First of all...the teeth. Wow, what the heck is going on here? I mean, this is a really nice set of chompers on this guy. If he has, in fact, been on the run for the past 10 years, I doubt he had the time or resources to endure the bimonthly orthodontic visits these perfectly straight teeth would require. If I was 13 and had no parental supervision, I can't imagine that the orthodontist would be on my "places to visit" list. But these teeth show evidence of great care. Not only are they straight, but they are white...a little too white if you ask me. Crest White Strips aren't cheap either. Am I reaching to assume that homeless people are more worried about finding food or shelter than the state of their teeth?

OK, moving along. The eyes. If you look at the early photo of Adam Herrman he has brownish eyes. Why, after 10 years did his eyes suddenly turn piercing blue? They're nice eyes, don't get me wrong. It's just in my experience eyes pretty much stay in the same color family, and his baby blues are REALLY blue.

Next...the glasses. If we're assuming here that he's fronting the bill for braces and teeth whitening, can't he splurge on some new glasses? He's obviously concerned with his look. Not that these crappy, "little kid of the 70's" glasses aren't nice...but I just think he would want to update his look. I imagine he probably wanted to update his look from the moment he got those dumb glasses. Come on Mr. & Mrs. Herrman! It was 1999 in this photo, not 1973. What is with these glasses? Are those really the best glasses you could find?
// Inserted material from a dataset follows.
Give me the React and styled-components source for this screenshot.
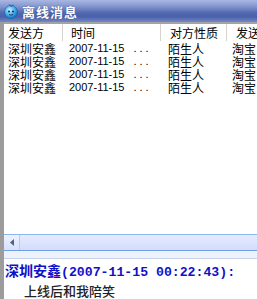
import styled, { createGlobalStyle } from 'styled-components';

const GlobalStyle = createGlobalStyle`
  *, *::before, *::after {
    box-sizing: border-box;
  }
  html, body {
    margin: 0;
    padding: 0;
    background: #fff;
  }
  body {
    font-family: "Noto Sans CJK SC", "Liberation Sans", sans-serif;
  }
`;

const Janela = styled.div`
  width: 257px;
  height: 299px;
  display: flex;
  flex-direction: column;
  overflow: hidden;
  background: #fff;
`;

const BarraTitulo = styled.div`
  height: 22px;
  flex: none;
  display: flex;
  align-items: center;
  gap: 3px;
  padding-left: 3px;
  background: linear-gradient(#a9b7e2 0%, #8597d0 28%, #5269b1 58%, #4961aa 76%, #7587c6 100%);
`;

const TextoTitulo = styled.span`
  color: #fff;
  font-size: 13px;
  font-weight: 700;
  letter-spacing: 1px;
  text-shadow: 0 0 1px #2a3a70;
`;

const Corpo = styled.div`
  flex: 1;
  display: flex;
  flex-direction: column;
  border-left: 4px solid #9c9c9c;
  background: #fff;
  min-height: 0;
`;

const Lista = styled.div`
  flex: 1;
  display: flex;
  flex-direction: column;
  border-top: 2px solid #a3a3a3;
  min-height: 0;
`;

const Linha = styled.div`
  display: grid;
  grid-template-columns: 59px 98px 66px 60px;
  height: ${(p) => (p.$cabecalho ? '17px' : '13px')};
  align-items: center;
  line-height: 13px;
  color: #000;
  white-space: nowrap;
  margin-bottom: ${(p) => (p.$cabecalho ? '1px' : '0')};
`;

const Celula = styled.div`
  padding-left: ${(p) => p.$recuo}px;
  overflow: hidden;
  border-right: ${(p) => (p.$cabecalho ? '1px solid #d6d3ce' : 'none')};
  height: 100%;
  display: flex;
  align-items: center;
  font-family: ${(p) => (p.$numeros ? '"Liberation Sans", sans-serif' : 'inherit')};
  font-size: ${(p) => (p.$numeros ? '11px' : '12px')};
`;

const Reticencias = styled.span`
  margin-left: 9px;
  letter-spacing: 3px;
`;

const EspacoLista = styled.div`
  flex: 1;
`;

const BarraRolagem = styled.div`
  height: 17px;
  flex: none;
  display: flex;
  border-top: 1px solid #8cb4f2;
  border-bottom: 1px solid #6f9fe8;
  background: linear-gradient(#e6ebfd, #d3dcfb);
`;

const BotaoSeta = styled.div`
  width: 16px;
  display: flex;
  align-items: center;
  justify-content: center;
  border-right: 1px solid #b9cbf5;
  background: linear-gradient(#eef2fe, #d8e1fb);
`;

const Divisor = styled.div`
  height: 8px;
  flex: none;
  background: #edf2fc;
  border-bottom: 1px solid #c8d4ec;
`;

const AreaMensagem = styled.div`
  height: 40px;
  flex: none;
  padding: 3px 0 0 1px;
`;

const Remetente = styled.div`
  color: #1010c8;
  font-size: 14px;
  font-weight: 700;
  line-height: 16px;
  white-space: nowrap;
`;

const Data = styled.span`
  font-family: "Liberation Mono", monospace;
  font-size: 13.2px;
`;

const Conteudo = styled.div`
  color: #222;
  font-size: 13px;
  line-height: 19px;
  padding-left: 19px;
  font-weight: 500;
`;

const IconeQQ = () => (
  <svg width="16" height="16" viewBox="0 0 16 16">
    <defs>
      <radialGradient id="bolha" cx="40%" cy="35%" r="70%">
        <stop offset="0" stopColor="#c8f0ff" />
        <stop offset="0.6" stopColor="#3aa8e8" />
        <stop offset="1" stopColor="#1466b4" />
      </radialGradient>
    </defs>
    <circle cx="8" cy="9" r="6.5" fill="url(#bolha)" stroke="#1a5e9c" strokeWidth="0.6" />
    <path d="M6 1.5 Q8 3 8 3.5 Q9 2.5 10.5 2" stroke="#1a5e9c" strokeWidth="1" fill="none" />
    <circle cx="6" cy="8.5" r="1" fill="#0a2a5a" />
    <circle cx="10" cy="8.5" r="1" fill="#0a2a5a" />
    <path d="M6 11.5 Q8 12.8 10 11.5" stroke="#0a2a5a" strokeWidth="0.8" fill="none" />
  </svg>
);

const registros = [
  { remetente: '深圳安鑫', tempo: '2007-11-15', natureza: '陌生人', origem: '淘宝' },
  { remetente: '深圳安鑫', tempo: '2007-11-15', natureza: '陌生人', origem: '淘宝' },
  { remetente: '深圳安鑫', tempo: '2007-11-15', natureza: '陌生人', origem: '淘宝' },
  { remetente: '深圳安鑫', tempo: '2007-11-15', natureza: '陌生人', origem: '淘宝' },
];

const App = () => (
  <>
    <GlobalStyle />
    <Janela>
      <BarraTitulo>
        <IconeQQ />
        <TextoTitulo>离线消息</TextoTitulo>
      </BarraTitulo>
      <Corpo>
        <Lista>
          <Linha $cabecalho>
            <Celula $cabecalho $recuo={4}>发送方</Celula>
            <Celula $cabecalho $recuo={8}>时间</Celula>
            <Celula $cabecalho $recuo={9}>对方性质</Celula>
            <Celula $cabecalho $recuo={9}>发送</Celula>
          </Linha>
          {registros.map((r, i) => (
            // eslint-disable-next-line react/no-array-index-key
            <Linha key={i}>
              <Celula $recuo={4}>{r.remetente}</Celula>
              <Celula $numeros $recuo={6}>
                {r.tempo}
                <Reticencias>...</Reticencias>
              </Celula>
              <Celula $recuo={7}>{r.natureza}</Celula>
              <Celula $recuo={5}>{r.origem}</Celula>
            </Linha>
          ))}
          <EspacoLista />
          <BarraRolagem>
            <BotaoSeta>
              <svg width="4" height="7" viewBox="0 0 4 7">
                <path d="M4 0 L0 3.5 L4 7 Z" fill="#4d6185" />
              </svg>
            </BotaoSeta>
          </BarraRolagem>
        </Lista>
        <Divisor />
        <AreaMensagem>
          <Remetente>
            深圳安鑫<Data>(2007-11-15 00:22:43):</Data>
          </Remetente>
          <Conteudo>上线后和我陪笑</Conteudo>
        </AreaMensagem>
      </Corpo>
    </Janela>
  </>
);

export default App;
I realize that you may have been working with a tight budget, but still, I had glasses in 1990 that were more current than those things.

In conclusion, I'm not dissing anyone for trying to find Adam because I really do hope that he turns up. But honestly folks, is this really what this kid would look like after 10 years on the run? Probably not. I think this age-progression "technology" could use some work. But just in case, keep your eyes open for an attractive 21 year old, with nice teeth, bright blue eyes and little kid glasses.

Testing...testing 123

I was urged by a friend to start a blog about my daily observations. So, here you go Jeff; this one's for you.